No statistics, however, could have prepared me for what I found. Women who had been denied entirely legal abortions to protect their health and who suffered severe health consequences; the women and girls who had been raped and forcefully impregnated by their partners, and still could not get the police to enforce a restraining order; the women who had suffered miscarriages and sought help from a public hospital to contain the bleeding, only to find themselves the focus of police investigations.

But for me, the systematic devaluing of women's lives and decisions was the most jarring. Those using the public health system were stripped of choices: the medical provider would in many cases decide for them what contraceptive method they would use, or even whether they were old enough, married enough, young enough, had children enough (etc) to use contraception at all.

The women I spoke with did not ask for much. Most of them lived in resource-poor communities and expected to work hard for a living. In fact, many even expected abuse. Many articulated their day-to-day choices in terms of how they could best feed their children: a package of condoms cost the same as a liter of milk - you do the maths.

I spent the next five years supporting our Argentine partners as they pushed for legal changes within Argentina, and highlighting with international funders and United Nations bodies just how far the situation on the ground was from guaranteeing a life with dignity. These advocacy efforts paid off, at least on paper: spousal and judicial consent for voluntary sterilisation was declared unnecessary, by law, and sex education was made mandatory.

This year I went back to Argentina to see how much had changed for those women and girls who depend on the public health system for reproductive health care. The answer, depressingly, is not much. Government statistics confirm this. The central question is why.

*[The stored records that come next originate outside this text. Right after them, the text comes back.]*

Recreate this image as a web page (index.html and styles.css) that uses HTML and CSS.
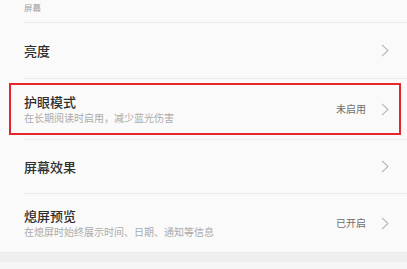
FILE: index.html
```html
<!DOCTYPE html>
<html lang="zh-CN">
<head>
<meta charset="utf-8">
<link rel="stylesheet" href="styles.css">
</head>
<body>
<div class="page">
  <div class="list">
    <div class="header">屏幕</div>
    <div class="item item-single">
      <div class="text"><div class="title">亮度</div></div>
      <svg class="chev" viewBox="0 0 8 13" width="8" height="13"><polyline points="1,0.8 7,6.5 1,12.2" fill="none" stroke="#b5b5b5" stroke-width="1.1"/></svg>
    </div>
    <div class="item item-double highlight">
      <div class="text">
        <div class="title">护眼模式</div>
        <div class="sub">在长期阅读时启用，减少蓝光伤害</div>
      </div>
      <div class="value">未启用</div>
      <svg class="chev" viewBox="0 0 8 13" width="8" height="13"><polyline points="1,0.8 7,6.5 1,12.2" fill="none" stroke="#b5b5b5" stroke-width="1.1"/></svg>
    </div>
    <div class="item item-single short">
      <div class="text"><div class="title">屏幕效果</div></div>
      <svg class="chev" viewBox="0 0 8 13" width="8" height="13"><polyline points="1,0.8 7,6.5 1,12.2" fill="none" stroke="#b5b5b5" stroke-width="1.1"/></svg>
    </div>
    <div class="item item-double last">
      <div class="text">
        <div class="title">熄屏预览</div>
        <div class="sub">在熄屏时始终展示时间、日期、通知等信息</div>
      </div>
      <div class="value">已开启</div>
      <svg class="chev" viewBox="0 0 8 13" width="8" height="13"><polyline points="1,0.8 7,6.5 1,12.2" fill="none" stroke="#b5b5b5" stroke-width="1.1"/></svg>
    </div>
  </div>
  <div class="band"></div>
</div>
</body>
</html>
```

FILE: styles.css
```css
html, body {
  margin: 0;
  padding: 0;
}
body {
  width: 407px;
  height: 269px;
  overflow: hidden;
  background: #f6f6f6;
  font-family: "Noto Sans CJK SC", "Noto Sans", sans-serif;
}
.page {
  display: flex;
  flex-direction: column;
}
.list {
  background: #fafafa;
  padding-left: 24px;
}
.header {
  height: 23px;
  box-sizing: border-box;
  padding-top: 1px;
  font-size: 8.5px;
  line-height: 12px;
  color: #a0a0a0;
  border-bottom: 1px solid #ebebeb;
}
.item {
  display: flex;
  align-items: center;
  padding-right: 18px;
  border-bottom: 1px solid #ebebeb;
  position: relative;
}
.item-single {
  height: 55px;
}
.item-single.short {
  height: 53px;
}
.item-double {
  height: 60px;
}
.item.last {
  height: 58px;
  border-bottom: none;
}
.text {
  flex: 1;
  display: flex;
  flex-direction: column;
}
.title {
  font-size: 13px;
  line-height: 14px;
  font-weight: 500;
  color: #2e2e2e;
}
.sub {
  margin-top: 3px;
  font-size: 10px;
  line-height: 12px;
  color: #ababab;
}
.value {
  font-size: 10px;
  line-height: 12px;
  color: #6e6e6e;
  margin-right: 15px;
}
.chev {
  display: block;
  flex: none;
}
.highlight::after {
  content: "";
  position: absolute;
  left: -15px;
  right: 6px;
  top: 4px;
  bottom: 4px;
  border: 2px solid #e5262b;
}
.band {
  height: 9px;
  background: #efefef;
  border-top: 1px solid #e8e8e8;
}
```
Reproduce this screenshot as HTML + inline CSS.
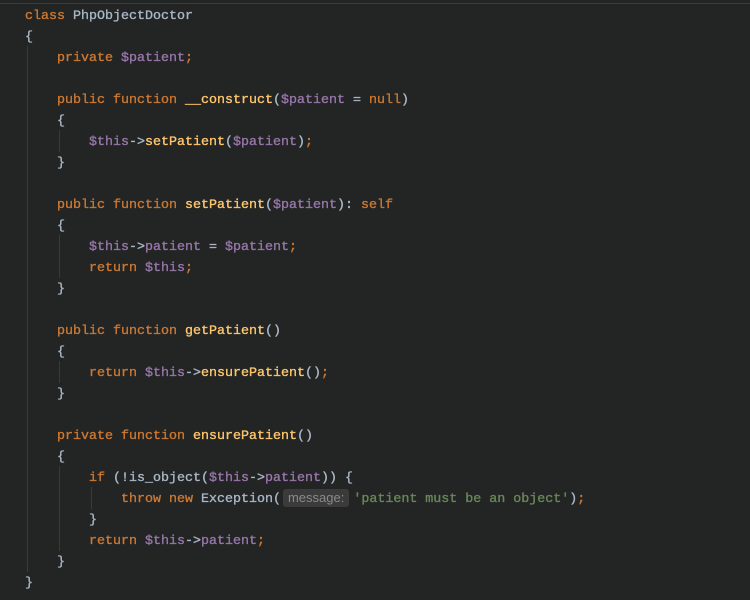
<!DOCTYPE html>
<html><head><style>
html,body{margin:0;padding:0;background:#232525;width:750px;height:600px;overflow:hidden}
.top{position:absolute;left:0;top:3px;width:750px;height:1px;background:#3a3c3c}
pre{position:absolute;left:25px;top:6px;margin:0;font-family:"Liberation Mono",monospace;font-size:13.33px;line-height:21px;color:#a9b7c6;white-space:pre;-webkit-text-stroke:0.35px}
.k{color:#cc7832}.v{color:#9876aa}.f{color:#ffc66d}.s{color:#6a8759}
.h{display:inline-block;background:#3b3b3b;color:#8a8a8a;font-family:"Liberation Sans",sans-serif;font-size:13px;line-height:18px;padding:0 5px;border-radius:3px;margin:0 4px 0 2px;-webkit-text-stroke:0}
.g{position:absolute;width:1px;background:#393b3b}
</style></head><body>
<div class="top"></div>
<div class="g" style="left:27px;top:46px;height:526px"></div>
<div class="g" style="left:59px;top:130px;height:22px"></div>
<div class="g" style="left:59px;top:235px;height:43px"></div>
<div class="g" style="left:59px;top:361px;height:22px"></div>
<div class="g" style="left:59px;top:466px;height:85px"></div>
<div class="g" style="left:91px;top:487px;height:22px"></div>
<pre><span class="k">class</span> PhpObjectDoctor
{
    <span class="k">private</span> <span class="v">$patient</span><span class="k">;</span>

    <span class="k">public function</span> <span class="f">__construct</span>(<span class="v">$patient</span> = <span class="k">null</span>)
    {
        <span class="v">$this</span>-><span class="f">setPatient</span>(<span class="v">$patient</span>)<span class="k">;</span>
    }

    <span class="k">public function</span> <span class="f">setPatient</span>(<span class="v">$patient</span>): <span class="k">self</span>
    {
        <span class="v">$this</span>-><span class="v">patient</span> = <span class="v">$patient</span><span class="k">;</span>
        <span class="k">return</span> <span class="v">$this</span><span class="k">;</span>
    }

    <span class="k">public function</span> <span class="f">getPatient</span>()
    {
        <span class="k">return</span> <span class="v">$this</span>-><span class="f">ensurePatient</span>()<span class="k">;</span>
    }

    <span class="k">private function</span> <span class="f">ensurePatient</span>()
    {
        <span class="k">if</span> (!is_object(<span class="v">$this</span>-><span class="v">patient</span>)) {
            <span class="k">throw new</span> Exception(<span class="h">message:</span><span class="s">'patient must be an object'</span>)<span class="k">;</span>
        }
        <span class="k">return</span> <span class="v">$this</span>-><span class="v">patient</span><span class="k">;</span>
    }
}</pre>
</body></html>
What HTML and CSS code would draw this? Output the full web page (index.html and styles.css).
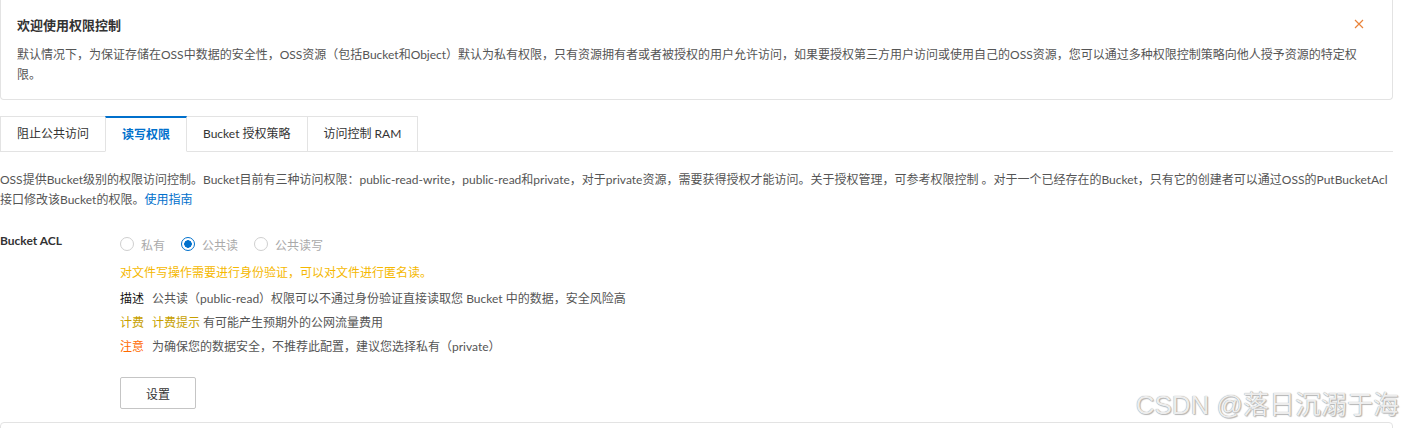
FILE: index.html
```html
<!DOCTYPE html>
<html lang="zh-CN">
<head>
    <meta charset="UTF-8">
    <meta name="viewport" content="width=device-width, initial-scale=1.0">
    <title>读写权限</title>
    <link rel="stylesheet" href="styles.css">
</head>
<body>

    <div class="page">
        <div class="alert">
            <div class="alert-head">
                <h4>欢迎使用权限控制</h4>
                <span class="alert-close">
                    <svg width="10" height="10" viewBox="0 0 10 10"><path d="M1 1L9 9M9 1L1 9" stroke="currentColor" stroke-width="1.2" fill="none"/></svg>
                </span>
            </div>
            <p class="alert-text">默认情况下，为保证存储在OSS中数据的安全性，OSS资源（包括Bucket和Object）默认为私有权限，只有资源拥有者或者被授权的用户允许访问，如果要授权第三方用户访问或使用自己的OSS资源，您可以通过多种权限控制策略向他人授予资源的特定权限。</p>
        </div>

        <div class="tabs">
            <div class="tab">阻止公共访问</div>
            <div class="tab active">读写权限</div>
            <div class="tab">Bucket 授权策略</div>
            <div class="tab">访问控制 RAM</div>
        </div>

        <p class="intro">OSS提供Bucket级别的权限访问控制。Bucket目前有三种访问权限：public-read-write，public-read和private，对于private资源，需要获得授权才能访问。关于授权管理，可参考权限控制 。对于一个已经存在的Bucket，只有它的创建者可以通过OSS的PutBucketAcl接口修改该Bucket的权限。<a href="#">使用指南</a></p>

        <div class="form-row">
            <label class="form-label">Bucket ACL</label>
            <div class="form-body">
                <div class="radios">
                    <span class="radio"><i class="dot"></i>私有</span>
                    <span class="radio checked"><i class="dot"></i>公共读</span>
                    <span class="radio"><i class="dot"></i>公共读写</span>
                </div>
                <p class="warn">对文件写操作需要进行身份验证，可以对文件进行匿名读。</p>
                <p class="info"><b class="k-desc">描述</b>公共读（public-read）权限可以不通过身份验证直接读取您 Bucket 中的数据，安全风险高</p>
                <p class="info"><b class="k-fee">计费</b><span class="fee">计费提示</span> 有可能产生预期外的公网流量费用</p>
                <p class="info"><b class="k-note">注意</b>为确保您的数据安全，不推荐此配置，建议您选择私有（private）</p>
                <button class="btn">设置</button>
            </div>
        </div>

        <div class="next-box"></div>
    </div>

    <div class="watermark">CSDN @落日沉溺于海</div>

</body>
</html>
```

FILE: styles.css
```css
/* base */
* {
    margin: 0;
    padding: 0;
    box-sizing: border-box;
}

body {
    font-family: "Lato", "Noto Sans CJK SC", sans-serif;
    font-size: 12px;
    color: #555;
    background: #fff;
    height: 428px;
    overflow: hidden;
}

.page {
    width: 1393px;
}

/* alert */
.alert {
    border: 1px solid #e3e3e3;
    border-top: none;
    border-radius: 0 0 4px 4px;
    padding: 14px 16px 14px 16px;
}

.alert-head {
    display: flex;
    justify-content: space-between;
    align-items: center;
    height: 20px;
}

.alert-head h4 {
    font-size: 13px;
    font-weight: bold;
    color: #333;
}

.alert-close {
    color: #e9833a;
    margin-right: 12px;
    display: flex;
}

.alert-text {
    margin-top: 9px;
    line-height: 20px;
    padding-top: 2px;
    padding-right: 10px;
}

/* tabs */
.tabs {
    display: flex;
    margin-top: 16px;
    border-bottom: 1px solid #e3e3e3;
    height: 36px;
}

.tab {
    height: 36px;
    padding: 0 16px;
    line-height: 34px;
    border: 1px solid #e3e3e3;
    margin-left: -1px;
    color: #333;
    background: #fff;
}

.tab:first-child {
    margin-left: 0;
}

.tab.active {
    color: #0070cc;
    font-weight: bold;
    border-top: 2px solid #0070cc;
    border-bottom-color: #fff;
    line-height: 33px;
    position: relative;
    z-index: 1;
}

/* intro */
.intro {
    margin-top: 18px;
    line-height: 20px;
    color: #555;
}

.intro a {
    color: #0070cc;
    text-decoration: none;
}

/* form */
.form-row {
    display: flex;
    margin-top: 24px;
}

.form-label {
    width: 120px;
    font-weight: bold;
    color: #333;
    line-height: 20px;
    margin-top: -3px;
}

.radios {
    display: flex;
    gap: 16px;
    height: 20px;
    align-items: center;
}

.radio {
    display: flex;
    align-items: center;
    color: #aaa;
}

.dot {
    width: 14px;
    height: 14px;
    border: 1px solid #cfcfcf;
    border-radius: 50%;
    margin-right: 7px;
    background: #fff;
}

.radio.checked .dot {
    border-color: #0070cc;
    background: radial-gradient(circle, #0070cc 0 3.5px, #fff 4px);
}

.warn {
    color: #f5b800;
    margin-top: 9px;
    height: 20px;
    line-height: 20px;
}

.info {
    margin-top: 4px;
    height: 20px;
    line-height: 20px;
    color: #555;
}

.warn + .info {
    margin-top: 6px;
}

.info b {
    font-weight: normal;
    margin-right: 8px;
}

.k-desc {
    color: #111;
}

.k-fee, .fee {
    color: #c79f00;
}

.k-note {
    color: #ff6a00;
}

.btn {
    margin-top: 20px;
    width: 76px;
    height: 32px;
    border: 1px solid #c5c5c5;
    border-radius: 2px;
    background: #fff;
    color: #333;
    font-family: inherit;
    font-size: 12px;
}

.next-box {
    margin-top: 13px;
    height: 20px;
    border: 1px solid #e3e3e3;
    border-radius: 4px 4px 0 0;
}

/* watermark */
.watermark {
    position: absolute;
    right: 6px;
    top: 384px;
    font-family: "Liberation Sans", "Noto Sans CJK SC", sans-serif;
    font-size: 26px;
    color: #ededed;
    text-shadow: 0 0 1px #888, 1px 1px 1px #bbb;
}
```
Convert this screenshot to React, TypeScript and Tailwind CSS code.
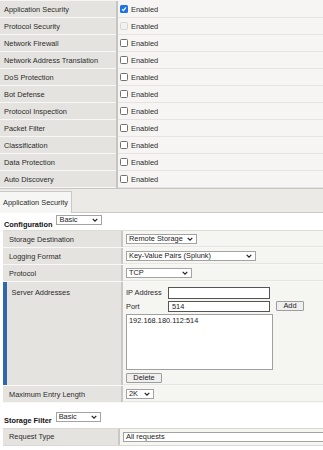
type BoxState = "checked" | "disabled" | "off";

const features: { name: string; state: BoxState }[] = [
  { name: "Application Security", state: "checked" },
  { name: "Protocol Security", state: "disabled" },
  { name: "Network Firewall", state: "off" },
  { name: "Network Address Translation", state: "off" },
  { name: "DoS Protection", state: "off" },
  { name: "Bot Defense", state: "off" },
  { name: "Protocol Inspection", state: "off" },
  { name: "Packet Filter", state: "off" },
  { name: "Classification", state: "off" },
  { name: "Data Protection", state: "off" },
  { name: "Auto Discovery", state: "off" },
];

function Box({ state }: { state: BoxState }) {
  if (state === "checked") {
    return (
      <span className="flex h-[8px] w-[8px] items-center justify-center rounded-[1.5px] bg-[#1a73e8]">
        <svg width="6" height="6" viewBox="0 0 6 6">
          <path d="M1 3.2 L2.4 4.6 L5 1.3" stroke="#fff" strokeWidth="1.2" fill="none" />
        </svg>
      </span>
    );
  }
  if (state === "disabled") {
    return <span className="h-[8px] w-[8px] rounded-[1.5px] border border-[#d6d6d4] bg-[#f1f1ef]" />;
  }
  return <span className="h-[8px] w-[8px] rounded-[1.5px] border border-[#707070] bg-white" />;
}

function Chevron() {
  return (
    <svg width="6" height="4" viewBox="0 0 6 4">
      <path d="M0.7 0.8 L3 3.1 L5.3 0.8" stroke="#222" strokeWidth="1.2" fill="none" />
    </svg>
  );
}

function Select({ value, width }: { value: string; width: string }) {
  return (
    <div
      className={`flex h-[10px] shrink-0 items-center justify-between border border-[#a3a3a3] bg-white pl-[2px] pr-[3px] leading-none text-[#222] ${width}`}
    >
      <span>{value}</span>
      <Chevron />
    </div>
  );
}

function Btn({ label, width }: { label: string; width: string }) {
  return (
    <div
      className={`flex h-[10px] items-center justify-center rounded-[1px] border border-[#9d9d9d] bg-[#efefef] leading-none text-[#222] ${width}`}
    >
      {label}
    </div>
  );
}

function Row2({ label, children }: { label: string; children: React.ReactNode }) {
  return (
    <div className="flex h-[17px] border-b border-[#f8f8f6]">
      <div className="flex w-[118px] items-center bg-[#e4e3df] pl-[6px]">{label}</div>
      <div className="w-[1.5px] bg-[#c9c8c4]" />
      <div className="flex flex-1 items-center border-b border-[#e6e5e1] bg-[#f5f5f2] pl-[3.5px]">
        {children}
      </div>
    </div>
  );
}

export default function App() {
  return (
    <div className="h-[450px] w-[323px] overflow-hidden bg-white font-['Liberation_Sans',Arial,sans-serif] text-[7.4px] leading-[9px] text-[#2b2b2b]">
      {/* feature toggles */}
      <div className="bg-[#f6f5f3] pt-px">
        {features.map((f) => (
          <div key={f.name} className="flex h-[17px]">
            <div className="flex w-[116px] items-center border-b border-[#f7f7f5] bg-[#e4e3df] pl-[4px]">
              {f.name}
            </div>
            <div className="w-[1.5px] bg-[#c6c5c1]" />
            <div className="flex flex-1 items-center gap-[3px] border-b border-[#e5e4e0] pl-[2.5px]">
              <Box state={f.state} />
              <span>Enabled</span>
            </div>
          </div>
        ))}
        <div className="h-px bg-[#c6c5c1]" />
      </div>

      {/* tab strip */}
      <div className="flex h-[24px] items-end border-b border-[#cbcac6] bg-[#ebeae6]">
        <div className="-mb-px flex h-[22px] w-[72px] items-center border-r border-t border-[#c9c8c4] bg-[#f6f6f4] pl-[3px]">
          Application Security
        </div>
      </div>

      {/* configuration */}
      <div className="flex h-[17px] items-start gap-[4px] pl-[4px] pt-[2px]">
        <span className="mt-[5px] text-[7.4px] font-bold text-[#111]">Configuration</span>
        <Select value="Basic" width="w-[46px]" />
      </div>

      <div className="ml-[3px] border-t border-[#dcdbd7]">
        <Row2 label="Storage Destination">
          <Select value="Remote Storage" width="w-[71px]" />
        </Row2>
        <Row2 label="Logging Format">
          <Select value="Key-Value Pairs (Splunk)" width="w-[130px]" />
        </Row2>
        <Row2 label="Protocol">
          <Select value="TCP" width="w-[66px]" />
        </Row2>

        {/* server addresses */}
        <div className="flex h-[104px] border-b border-[#f8f8f6]">
          <div className="flex w-[118px] bg-[#e4e3df]">
            <div className="w-[3.5px] bg-[#2f6aa6]" />
            <div className="pl-[5px] pt-[6px]">Server Addresses</div>
          </div>
          <div className="w-[1.5px] bg-[#c9c8c4]" />
          <div className="flex flex-1 flex-col border-b border-[#e6e5e1] bg-[#f5f5f2] pl-[3.5px] pt-[4.5px]">
            <div className="flex h-[12px] items-center">
              <span className="w-[42px]">IP Address</span>
              <div className="h-[12px] w-[102px] border-[1.5px] border-[#555] bg-white" />
            </div>
            <div className="mt-[2px] flex h-[11px] items-center">
              <span className="w-[42px]">Port</span>
              <div className="flex h-[11px] w-[102px] items-center border-[1.5px] border-[#555] bg-white pl-[3px] text-[#222]">
                514
              </div>
              <div className="ml-[6px]">
                <Btn label="Add" width="w-[28px]" />
              </div>
            </div>
            <div className="mt-[2.5px] h-[56px] w-[147px] border border-[#a0a0a0] bg-white pl-[2px] pt-[1px] text-[#222]">
              192.168.180.112:514
            </div>
            <div className="mt-[2.5px]">
              <Btn label="Delete" width="w-[36px]" />
            </div>
          </div>
        </div>

        <Row2 label="Maximum Entry Length">
          <Select value="2K" width="w-[28px]" />
        </Row2>
      </div>

      {/* storage filter */}
      <div className="flex h-[25px] items-start gap-[4px] pl-[4px] pt-[9px]">
        <span className="mt-[4px] text-[7.4px] font-bold text-[#111]">Storage Filter</span>
        <Select value="Basic" width="w-[45px]" />
      </div>

      <div className="ml-[3px] flex h-[17.5px] border-y border-[#d9d8d4]">
        <div className="flex w-[115px] items-center bg-[#e4e3df] pl-[6px]">Request Type</div>
        <div className="w-[1.5px] bg-[#c9c8c4]" />
        <div className="flex flex-1 items-center overflow-hidden bg-[#f5f5f2] pl-[3.5px]">
          <Select value="All requests" width="w-[230px]" />
        </div>
      </div>
    </div>
  );
}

Part of the explanation is linked to the continued politicisation of issues related to motherhood, population growth, and, at the most basic level, sex. Argentina legalised same-sex marriage last month, meanwhile talking about sex is still taboo.

In July 2010, the national health ministry declared its intention to guarantee access to (already legal) abortion. It immediately backtracked after aggressive questioning in the press.

Laws and policies meant to benefit women and girls go unimplemented - such as the legal exceptions to the general criminalisation of abortion, in cases when the pregnant woman's life or health is in the danger or rape. Key statistics and information are not gathered, not processed, or not shared with existing accountability structures, and when they are not, oversight can't happen. This indicates how little the government cares that laws and promises remain unfulfilled.

The report Human Rights Watch released yesterday in Buenos Aires, Illusions of Care, focuses on this lack of accountability. Or rather, it focuses on the fact that women and girls, more than a hundred years after the Argentine congress allowed for abortion in certain circumstances, and more than a quarter of a century since contraception became legalised, still don't have the power to decide whether, with whom or how often to become mothers. I trust in the transformative power of information and the fact that none of the women and girls I spoke to this time expected to be abused. They expect, deserve, and are entitled to better.